Une affaire injustement classée qui est bénéfique à celui qui en profite influence également son comportement futur, car elle lui apporte une reconnaissance, une légitimité et une considération qui est une incitation à défier la justice et à la transgresser de nouveau. Elle motive le comportement de la personne abusive de cette manière :

1. Elle ne voit aucune  raison de ne pas reproduire la transgression.
2. Elle coupe tout contact avec ceux qui contestent la légitimité de l’issue obtenue.
3. Elle menace de rétorsion tous ceux qui s’aventurent à remettre en doute la version officielle et  qui recherchent la vérité.
4. Elle ne se remet pas en question, en raison de la gratification obtenue, et ne s’interroge pas sur les causes et les conséquences de son acte.
5. Elle répand ce mensonge autour d’elle, afin de noyer dans l’œuf toute velléité de contestation publique.

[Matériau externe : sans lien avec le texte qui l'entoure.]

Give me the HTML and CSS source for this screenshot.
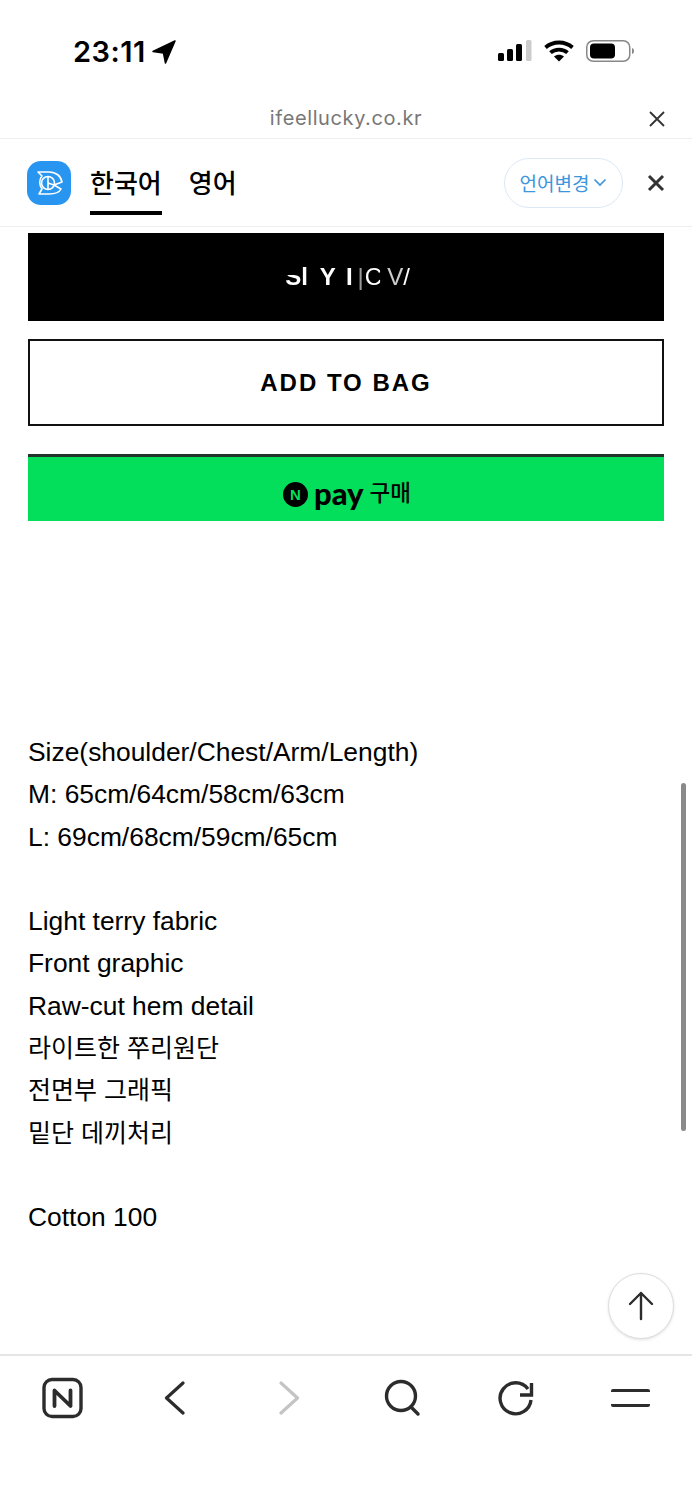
FILE: index.html
```html
<!DOCTYPE html>
<html lang="ko">
<head>
    <meta charset="UTF-8">
    <meta name="viewport" content="width=device-width, initial-scale=1.0">
    <title>ifeellucky.co.kr</title>
    <link rel="stylesheet" href="styles.css">
</head>
<body>
    <div class="page">
        <div class="status-bar">
            <div class="clock">
                <span>23:11</span>
                <svg class="arrow-icon" width="24" height="24" viewBox="0 0 24 24"><path d="M23 1 1 11.500l10.500 1.500L13.500 23z" fill="#000" stroke="#000" stroke-width="1.500" stroke-linejoin="round"/></svg>
            </div>
            <div class="status-icons">
                <svg width="34" height="22" viewBox="0 0 34 22">
                    <rect x="0" y="13" width="6" height="8" rx="1.500" fill="#000"/>
                    <rect x="9" y="9" width="6" height="12" rx="1.500" fill="#000"/>
                    <rect x="18" y="4" width="6" height="17" rx="1.500" fill="#000"/>
                    <rect x="28" y="0" width="5.500" height="21" rx="1.500" fill="#ccc"/>
                </svg>
                <svg width="30" height="22" viewBox="0 0 30 22" fill="none" stroke="#000" stroke-width="3.800">
                    <path d="M1.500 7.500C9 .8 21 .8 28.500 7.500"/>
                    <path d="M6.500 12.700C11 8.500 19 8.500 23.500 12.700"/>
                    <path d="M15 21.500l-5-5c2.800-2.200 7.200-2.200 10 0z" fill="#000" stroke="none"/>
                </svg>
                <svg width="48" height="22" viewBox="0 0 48 22">
                    <rect x="0.750" y="0.750" width="43" height="20.500" rx="6.500" fill="#fff" stroke="#888" stroke-width="1.500"/>
                    <rect x="4" y="3.500" width="25" height="15" rx="4" fill="#000"/>
                    <path d="M46 8c1.500.5 2 1.500 2 3s-.5 2.500-2 3z" fill="#888"/>
                </svg>
            </div>
        </div>

        <div class="url-bar">
            <span class="url-text">ifeellucky.co.kr</span>
            <svg class="url-close" width="16" height="16" viewBox="0 0 16 16"><path d="M1 1l14 14M15 1 1 15" stroke="#333" stroke-width="1.800" fill="none"/></svg>
        </div>

        <div class="translate-bar">
            <svg class="logo" width="44" height="44" viewBox="0 0 44 44">
                <rect width="44" height="44" rx="14" fill="#2896f0"/>
                <g fill="none" stroke="#fff" stroke-width="1.600" stroke-linejoin="round">
                    <path d="M11 11H22C29 11 34 15 35 21L27 24 34 28C32 32 27 33 22 33H12L15 28C12 24 12 18 15 15Z"/>
                    <circle cx="21" cy="22" r="6.500"/>
                    <path d="M21 15.500V28.500M21 22L27 24"/>
                </g>
            </svg>
            <div class="tabs">
                <div class="tab tab-active">한국어</div>
                <div class="tab">영어</div>
            </div>
            <div class="lang-pill">
                <span>언어변경</span>
                <svg width="14" height="9" viewBox="0 0 14 9"><path d="M1.500 1.500 7 7l5.500-5.500" stroke="#3b96dd" stroke-width="1.700" fill="none"/></svg>
            </div>
            <svg class="bar-close" width="18" height="18" viewBox="0 0 18 18"><path d="M2 2l14 14M16 2 2 16" stroke="#333" stroke-width="3" fill="none"/></svg>
        </div>

        <div class="content">
            <div class="btn btn-black">
                <div class="ticker">
                    <span class="tk-s">S</span>
                    <span>l</span>
                    <span class="tk-y">Y</span>
                    <span class="tk-i">I</span>
                    <span class="tk-bar">|</span>
                    <span class="tk-c">C</span>
                    <span class="tk-v">V</span>
                    <span class="tk-slash">/</span>
                </div>
            </div>
            <div class="btn btn-outline">ADD TO BAG</div>
            <div class="btn btn-npay">
                <span class="npay-mark">N</span>
                <span class="npay-word">pay</span>
                <span class="npay-buy">구매</span>
            </div>

            <div class="description">
                <p>Size(shoulder/Chest/Arm/Length)</p>
                <p>M: 65cm/64cm/58cm/63cm</p>
                <p>L: 69cm/68cm/59cm/65cm</p>
                <p>&nbsp;</p>
                <p>Light terry fabric</p>
                <p>Front graphic</p>
                <p>Raw-cut hem detail</p>
                <p class="ko">라이트한 쭈리원단</p>
                <p class="ko">전면부 그래픽</p>
                <p class="ko">밑단 데끼처리</p>
                <p>&nbsp;</p>
                <p>Cotton 100</p>
            </div>

            <div class="scrollbar"></div>
            <div class="to-top">
                <svg width="26" height="30" viewBox="0 0 26 30" fill="none" stroke="#2c2c2c" stroke-width="2.400" stroke-linecap="round" stroke-linejoin="round"><path d="M13 28V2M2 13 13 2l11 11"/></svg>
            </div>
        </div>

        <div class="bottom-nav">
            <div class="nav-item">
                <svg width="42" height="42" viewBox="0 0 42 42" fill="none" stroke="#2c2c2c">
                    <rect x="3" y="2.500" width="37" height="37" rx="8" stroke-width="3.400"/>
                    <path d="M13.500 29V13.500L29.500 29V13.500" stroke-width="3.800" stroke-linejoin="round" stroke-linecap="round"/>
                </svg>
            </div>
            <div class="nav-item">
                <svg width="24" height="34" viewBox="0 0 24 34" fill="none" stroke="#2c2c2c" stroke-width="3.200" stroke-linecap="round" stroke-linejoin="round"><path d="M20 2 3.500 17 20 32"/></svg>
            </div>
            <div class="nav-item">
                <svg width="24" height="34" viewBox="0 0 24 34" fill="none" stroke="#c4c4c4" stroke-width="3.200" stroke-linecap="round" stroke-linejoin="round"><path d="M4 2l16.500 15L4 32"/></svg>
            </div>
            <div class="nav-item">
                <svg width="38" height="38" viewBox="0 0 38 38" fill="none" stroke="#2c2c2c" stroke-width="3.400" stroke-linecap="round"><circle cx="17" cy="17" r="14.500"/><path d="M27 28l7 7"/></svg>
            </div>
            <div class="nav-item">
                <svg width="36" height="36" viewBox="0 0 36 36" fill="none" stroke="#2c2c2c" stroke-width="3.400"><path d="M33 20A15.500 15.500 0 1 1 30 9"/><path d="M33.500 3V15H22"/></svg>
            </div>
            <div class="nav-item">
                <div class="menu-icon"></div>
            </div>
        </div>
    </div>
</body>
</html>
```

FILE: styles.css
```css
* {
    box-sizing: border-box;
}

body {
    margin: 0;
    background-color: #fff;
    font-family: 'Liberation Sans', 'Noto Sans CJK KR', sans-serif;
    color: #000;
}

.page {
    width: 692px;
    height: 1500px;
    display: flex;
    flex-direction: column;
    overflow: hidden;
}

/* status bar */
.status-bar {
    height: 100px;
    flex: none;
    padding: 34px 58px 0 73px;
    display: flex;
    justify-content: space-between;
    align-items: flex-start;
}

.clock {
    display: flex;
    align-items: center;
    gap: 6px;
    font-family: 'Inter', sans-serif;
    font-size: 29px;
    font-weight: 600;
    line-height: 36px;
    letter-spacing: 0.5px;
}

.status-icons {
    display: flex;
    align-items: center;
    gap: 12px;
    padding-top: 6px;
}

/* url row */
.url-bar {
    height: 39px;
    flex: none;
    border-bottom: 1px solid #eee;
    display: flex;
    align-items: center;
    justify-content: center;
    position: relative;
    padding-bottom: 2px;
}

.url-text {
    font-family: 'Inter', sans-serif;
    font-size: 20px;
    letter-spacing: 0.6px;
    color: #777;
}

.url-close {
    position: absolute;
    right: 27px;
    top: 11px;
}

/* translate bar */
.translate-bar {
    height: 88px;
    flex: none;
    border-bottom: 1px solid #eee;
    padding: 0 27px;
    display: flex;
    align-items: center;
}

.logo {
    flex: none;
}

.tabs {
    display: flex;
    gap: 27px;
    margin-left: 19px;
    flex: 1;
    align-self: stretch;
}

.tab {
    height: 76px;
    padding-top: 17px;
    font-family: 'Noto Sans CJK KR', sans-serif;
    font-size: 26px;
    font-weight: 500;
    line-height: 52px;
    border-bottom: 4px solid transparent;
}

.tab-active {
    border-bottom-color: #000;
}

.lang-pill {
    width: 119px;
    height: 50px;
    border: 1.5px solid #dde8f6;
    border-radius: 25px;
    display: flex;
    align-items: center;
    justify-content: center;
    gap: 4px;
    font-family: 'Noto Sans CJK KR', sans-serif;
    font-size: 19px;
    color: #3b96dd;
}

.bar-close {
    margin-left: 24px;
}

/* main column */
.content {
    flex: 1;
    position: relative;
    padding: 6px 28px 0;
}

.btn {
    height: 88px;
    display: flex;
    align-items: center;
    justify-content: center;
}

.btn-black {
    background-color: #000;
    color: #fff;
}

/* letters caught halfway through the button's animation */
.ticker {
    display: flex;
    align-items: center;
    padding-left: 3px;
    font-size: 24px;
    font-weight: bold;
    line-height: 28px;
    filter: blur(0.5px);
}

.tk-s {
    clip-path: inset(12px 0 0 0);
}

.tk-y {
    margin-left: 12px;
}

.tk-i {
    margin-left: 10px;
}

.tk-bar {
    margin-left: 5px;
    font-weight: normal;
    opacity: 0.6;
}

.tk-c {
    margin-left: 1px;
    font-weight: normal;
    clip-path: inset(0 2px 0 0);
}

.tk-v {
    margin-left: 5px;
    font-weight: normal;
    opacity: 0.8;
}

.tk-slash {
    font-weight: normal;
}

.btn-outline {
    margin-top: 18px;
    height: 87px;
    border: 2px solid #111;
    font-size: 24px;
    font-weight: bold;
    letter-spacing: 2px;
}

.btn-npay {
    margin-top: 28px;
    height: 67px;
    padding: 7px 0 0 2px;
    background-color: #03df5a;
    border-top: 3px solid #22352d;
    gap: 6px;
}

.npay-mark {
    width: 25px;
    height: 25px;
    margin-top: 3px;
    border-radius: 50%;
    background-color: #000;
    color: #03df5a;
    font-size: 15px;
    font-weight: bold;
    line-height: 25px;
    text-align: center;
}

.npay-word {
    font-family: 'Lato', sans-serif;
    font-size: 31px;
    font-weight: 900;
    line-height: 30px;
}

.npay-buy {
    margin-bottom: 4px;
    font-family: 'Noto Sans CJK KR', sans-serif;
    font-size: 22.5px;
    font-weight: 500;
}

.description {
    margin-top: 210px;
    font-size: 26.4px;
    line-height: 42.3px;
}

.description p {
    margin: 0;
}

.description .ko {
    font-size: 25px;
}

.scrollbar {
    position: absolute;
    top: 556px;
    left: 681px;
    width: 4.5px;
    height: 348px;
    border-radius: 3px;
    background-color: #8a8a8a;
}

.to-top {
    position: absolute;
    left: 608px;
    top: 1046px;
    width: 66px;
    height: 66px;
    border-radius: 50%;
    background-color: #fff;
    border: 1px solid #ddd;
    box-shadow: 0 1px 3px rgba(0, 0, 0, 0.12);
    display: flex;
    align-items: center;
    justify-content: center;
}

/* bottom toolbar */
.bottom-nav {
    height: 146px;
    flex: none;
    border-top: 2px solid #e5e5e5;
    padding: 21px 5px 0;
    display: grid;
    grid-template-columns: repeat(6, 1fr);
    align-items: start;
}

.nav-item {
    height: 42px;
    display: flex;
    align-items: center;
    justify-content: center;
}

.menu-icon {
    width: 39px;
    height: 18px;
    border-top: 3.5px solid #2c2c2c;
    border-bottom: 3.5px solid #2c2c2c;
    border-radius: 2px;
}
```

Comment classer l’affaire lorsque l’on a  subi une injustice et que l’attitude de la personne abusive rend toute résolution illusoire ? 

Nous avons vu que cette impasse vient de la non-reconnaissance des faits, qu’il est parfois difficile d’établir ou de démontrer, car les preuves incontestables manquent.

À ce stade, se rendant compte de la mauvaise foi patentée de la personne abusive, la victime peut choisir de classer l’affaire de différentes manières :

1. La victime cherche une solution devant les tribunaux, si l’abus a causé des torts difficilement acceptables.
2. La victime coupe tout contact avec une personne incapable d’assumer ses responsabilités et de voir la réalité en face.
3. Par curiosité intellectuelle,  la victime  décrypte le mode opératoire de ce genre d’individu afin de s’en prémunir dans le futur.

Démarche à suivre

Lorsque nous sommes confrontés à une personne incapable de se remettre en question et de reconnaître son comportement abusif, il est préférable d’appliquer la démarche suivante :

1. Passer de l’affectif au factuel
Tant que nous sommes influencés par nos sentiments et nos émotions nous perdons l’objectivité nécessaire pour établir les faits et pour déterminer le mode opératoire de la personne abusive.

2. Rétablir la vérité quand cela est utile
Il ne sert à rien de s’acharner sur des causes futiles, dont la portée est dérisoire. Quand la vérité est bafouée, et que des personnes dans l’ignorance en souffrent, cela mérite incontestablement de faire l’effort de rétablir la vérité. Dans les autres cas, il s’agit d’une simple curiosité intellectuelle. Ce qui est aussi acceptable, bien qu’il ne faille pas pousser trop loin le bouchon, car cela risque de se transformer en jeu de poker menteur et risque de se retourner contre celui qui s’y adonne. Une alternative encore moins honorable est de transformer la recherche de la vérité en une lutte égocentrique pour servir sa fierté personnelle.

3. Passer à autre chose
Cet aspect est assez délicat, car comment déterminer le moment où il faut vraiment classer une affaire ? 
Il faut d’abord veiller à ne pas classer trop tôt  une affaire non résolue, car de nouveaux éléments peuvent faire leur apparition. Parfois inattendus, ils offrent une autre perspective sur la question.  Il est alors conseillé de garder un œil attentif et à un moment propice,  ressortir l'affaire du placard où on l'avait rangée. 
Classer l’affaire est donc avant tout de manifester la volonté de passer à autre chose de plus constructif. Ce besoin est d’autant plus impérieux lorsque l’on assiste à un pitoyable déni et où les perspectives d’amélioration sont visiblement inexistantes. Le problème qui se pose est alors celui-ci : quelle est la finalité d’une relation incapable d’évoluer vers une compréhension mutuelle, malgré tous les efforts qu’un des protagonistes a consenti ?

Manifestement l’affaire ne sera jamais classée avec le concours d’une personne incapable de se remettre en question et d’assumer ses erreurs. Ceci ne signifie pas pour autant que celui qui a soulevé la problématique et qui a souhaité une reconsidération des faits ne puisse pas de son côté effectuer le cheminement mental qui le libère définitivement d’une situation sans issue. C’est un choix personnel que chacun est parfaitement libre de le faire, sans haine et avec le sentiment du devoir accompli.